I will not opine on why we have worked more (we can leave that to the counselors, clergy, and loved
ones), but I wonder how–after 15+ months of extra hours, of thinner boundaries between work and
non-work, of uncertainty breathing down our necks–how we reactivate our habit to rest. To clock out. To
not just take a break or go for a walk, but to disengage from the always-present professional snarls of
doing the hard work of architecture. As we return to offices and perhaps forgotten patterns, we also return
to the realities that work and rest are scales to be balanced, each critical in its own time.

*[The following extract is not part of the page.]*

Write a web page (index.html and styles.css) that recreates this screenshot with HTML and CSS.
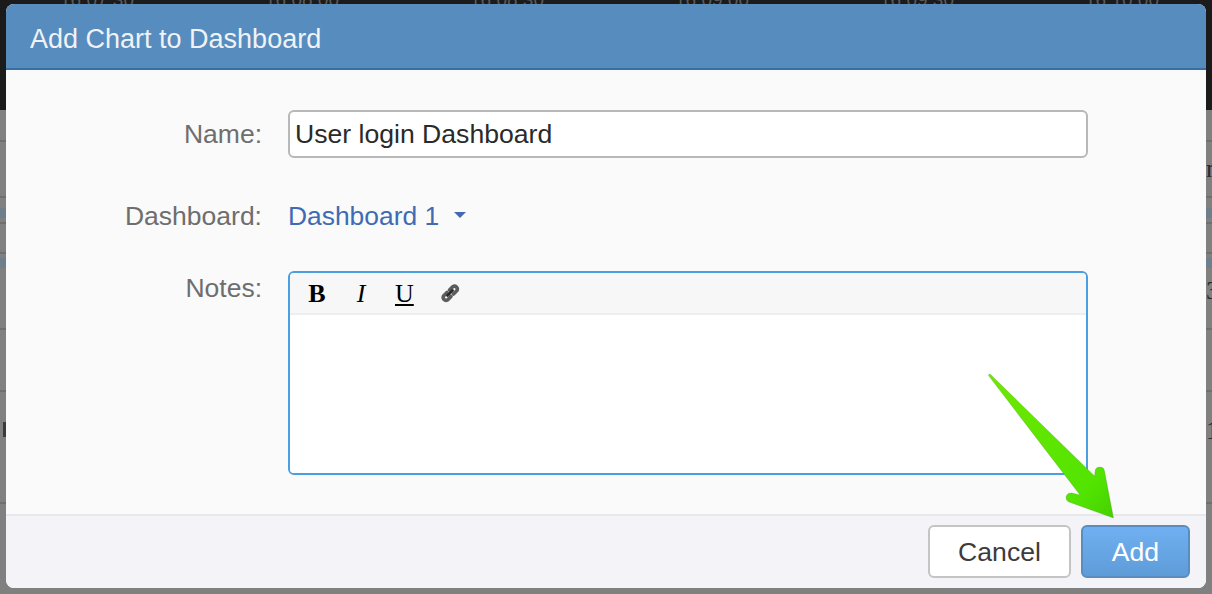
FILE: index.html
```html
<!DOCTYPE html>
<html lang="en">
<head>
<meta charset="utf-8">
<title>Add Chart to Dashboard</title>
<link rel="stylesheet" href="styles.css">
</head>
<body>
<div class="backdrop">
  <div class="topbar">
    <span>16:07:30</span><span>16:08:00</span><span>16:08:30</span><span>16:09:00</span><span>16:09:30</span><span>16:10:00</span>
  </div>
  <div class="row r1"></div>
  <div class="row r2"><span class="edge">n</span></div>
  <div class="row r3 band"></div>
  <div class="row r4"></div>
  <div class="row r5 band"><span class="edge">3</span></div>
  <div class="row r6"></div>
  <div class="row r7"><span class="edge-left"></span><span class="edge">1</span></div>
  <div class="row r8"></div>
</div>

<div class="modal">
  <header class="modal-head">Add Chart to Dashboard</header>
  <main class="modal-body">
    <div class="field field-name">
      <label class="label">Name:</label>
      <div class="input">User login Dashboard</div>
    </div>
    <div class="field field-dash">
      <label class="label">Dashboard:</label>
      <a class="picker">Dashboard 1<span class="caret"></span></a>
    </div>
    <div class="field field-notes">
      <label class="label label-notes">Notes:</label>
      <div class="editor">
        <div class="toolbar">
          <span class="tool tool-b">B</span>
          <span class="tool tool-i">I</span>
          <span class="tool tool-u">U</span>
          <svg class="tool-link" width="22" height="22" viewBox="0 0 22 22" fill="none" stroke-linecap="round">
            <path d="M8 10.500 L4.500 14 A3 3 0 0 0 8.500 18 L12 14.500" stroke="#5c5c5c" stroke-width="3.600"/>
            <path d="M10.500 8 L14 4.500 A3 3 0 0 1 18 8.500 L14.500 12" stroke="#5c5c5c" stroke-width="3.600"/>
            <path d="M8.500 13.500 L13.500 8.500" stroke="#2a2a2a" stroke-width="2.800"/>
          </svg>
        </div>
        <div class="editor-area"></div>
      </div>
    </div>
  </main>
  <footer class="modal-foot">
    <button class="btn btn-cancel">Cancel</button>
    <button class="btn btn-add">Add</button>
  </footer>
</div>

<svg class="arrow" width="1212" height="594" viewBox="0 0 1212 594">
  <defs>
    <linearGradient id="g" x1="0" y1="0" x2="1" y2="1">
      <stop offset="0" stop-color="#6fe800"/>
      <stop offset="0.8" stop-color="#52e400"/>
      <stop offset="1" stop-color="#45d000"/>
    </linearGradient>
  </defs>
  <path d="M988.500 375.500 Q989 373 991 375 L1094.500 476 L1095 472 Q1095 467 1100 467 Q1104 467 1104.500 471 L1113.500 518 L1069 502 Q1066 501 1066 497 Q1067 492.500 1072 493 L1080 495 Z" fill="url(#g)" stroke="#5a7a50" stroke-opacity=".35" stroke-width=".7"/>
</svg>
</body>
</html>
```
FILE: styles.css
```css
* { box-sizing: border-box; }
html, body { margin: 0; padding: 0; }
body {
  width: 1212px;
  height: 594px;
  overflow: hidden;
  position: relative;
  background: #808080;
  font-family: "Liberation Sans", Arial, sans-serif;
}

/* dimmed page behind the dialog */
.backdrop { height: 594px; overflow: hidden; }
.topbar {
  height: 120px;
  background: #1b1b1b;
  margin-top: -10px;
  padding-left: 60px;
  display: grid;
  grid-template-columns: repeat(6, 205px);
  color: #5a5a5a;
  font-size: 19px;
  line-height: 20px;
}
.row {
  display: flex;
  justify-content: flex-end;
  align-items: center;
  border-bottom: 2px solid #6f6f6f;
  font-family: "Liberation Serif", serif;
  font-size: 26px;
  color: #2c2c2c;
  background: #808080;
}
.r1 { height: 32px; }
.r2 { height: 56px; }
.r3 { height: 26px; }
.r4 { height: 30px; }
.r5 { height: 76px; }
.r6 { height: 62px; }
.r7 { height: 112px; justify-content: space-between; align-items: flex-start; padding-top: 26px; }
.r8 { height: 90px; border-bottom: 0; }
.r3.band { background: linear-gradient(#808080 0 10px, #6e7e8b 10px 20px, #808080 20px); }
.r5.band { background: linear-gradient(#808080 0 4px, #6e7e8b 4px 14px, #808080 14px); }
.edge { margin-right: -7px; line-height: 26px; }
.edge-left { width: 3px; height: 15px; margin: 4px 0 0 3px; background: #3e3a38; }

/* dialog */
.modal {
  position: absolute;
  left: 6px;
  top: 4px;
  width: 1200px;
  height: 584px;
  border-radius: 8px;
  overflow: hidden;
  display: flex;
  flex-direction: column;
  background: #fafafa;
}
.modal-head {
  height: 66px;
  flex: none;
  padding: 7px 24px 0;
  display: flex;
  align-items: center;
  background: #578cbf;
  border-bottom: 2px solid #386ea3;
  color: #f0f2f5;
  font-size: 27px;
}
.modal-body {
  flex: 1;
  padding-top: 40px;
  display: flex;
  flex-direction: column;
}
.field {
  display: grid;
  grid-template-columns: 256px 800px;
  column-gap: 26px;
  align-items: center;
}
.label {
  text-align: right;
  color: #6e6e6e;
  font-size: 26.500px;
}
.field-dash { height: 38px; margin-top: 39px; }
.field-notes { margin-top: 36px; align-items: start; }
.label-notes { line-height: 34px; }
.input {
  height: 48px;
  border: 2px solid #b8b8b8;
  border-radius: 6px;
  background: #fff;
  padding: 0 5px;
  display: flex;
  align-items: center;
  color: #2a2a2a;
  font-size: 26.600px;
}
.picker {
  color: #3f6bb5;
  font-size: 26.400px;
  display: flex;
  align-items: center;
}
.caret {
  width: 0;
  height: 0;
  margin: 0 0 2px 15px;
  border-left: 6px solid transparent;
  border-right: 6px solid transparent;
  border-top: 6px solid #4469b0;
}
.editor {
  height: 204px;
  border: 2px solid #4a9fe2;
  border-radius: 6px;
  overflow: hidden;
  background: #fff;
}
.toolbar {
  height: 42px;
  background: #f7f7f7;
  border-bottom: 2px solid #eeeeee;
  padding: 2px 0 0 18px;
  display: flex;
  align-items: center;
  color: #000;
  font-family: "Liberation Serif", serif;
  font-size: 26px;
}
.tool { width: 18px; text-align: center; line-height: 28px; }
.tool-b { font-weight: 700; }
.tool-i { font-style: italic; margin-left: 26px; }
.tool-u { text-decoration: underline; margin-left: 25px; }
.tool-link { margin-left: 26px; margin-top: -2px; }
.editor-area { height: 158px; background: #fff; }

.modal-foot {
  height: 74px;
  flex: none;
  border-top: 2px solid #e8e8ec;
  background: #f3f3f8;
  padding: 9px 16px 0 0;
  display: flex;
  justify-content: flex-end;
  align-items: flex-start;
  gap: 10px;
}
.btn {
  height: 53px;
  border-radius: 6px;
  font-family: "Liberation Sans", Arial, sans-serif;
  font-size: 26.600px;
  padding: 2px 0 0;
}
.btn-cancel { width: 143px; background: #fff; border: 2px solid #c4c4c4; color: #3c3c3c; }
.btn-add {
  width: 109px;
  background: linear-gradient(#70b0f2, #5e9cd8);
  border: 2px solid #5a8dbd;
  color: #fff;
}

/* annotation arrow drawn over the dialog */
.arrow { position: absolute; left: 0; top: 0; pointer-events: none; }
```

Drawing a tough hand, many young professionals rose to the challenge to keep learning and working in
new ways and unexpected formats, and now find ourselves with a new challenge of how to rebalance our
schedules, our personal commitments, our loved ones, and our mindsets. Personally, I took my very first
vacation this past year (really) and was shocked at how stepping away from the never-ending demands of
an architectural job reset my system. I came back more engaged and rejuvenated, more capable of
contributing rather than just coping and reacting. In essence, more capable of being my whole self. And in
the spirit of June being Pride Month, the goal of bringing our full selves to the creative table is an ongoing
opportunity for synergy.

And so I hope you can take the beginning of summer to carve out time to reset, to relax your jaw, to
power down the computer, and find time away. After 15 months, we will continue to navigate all the new
normals to come, and so rest up in the meantime. Use that vacation time. The good work we do will
continue to be there, and it takes our fullest selves to do it well.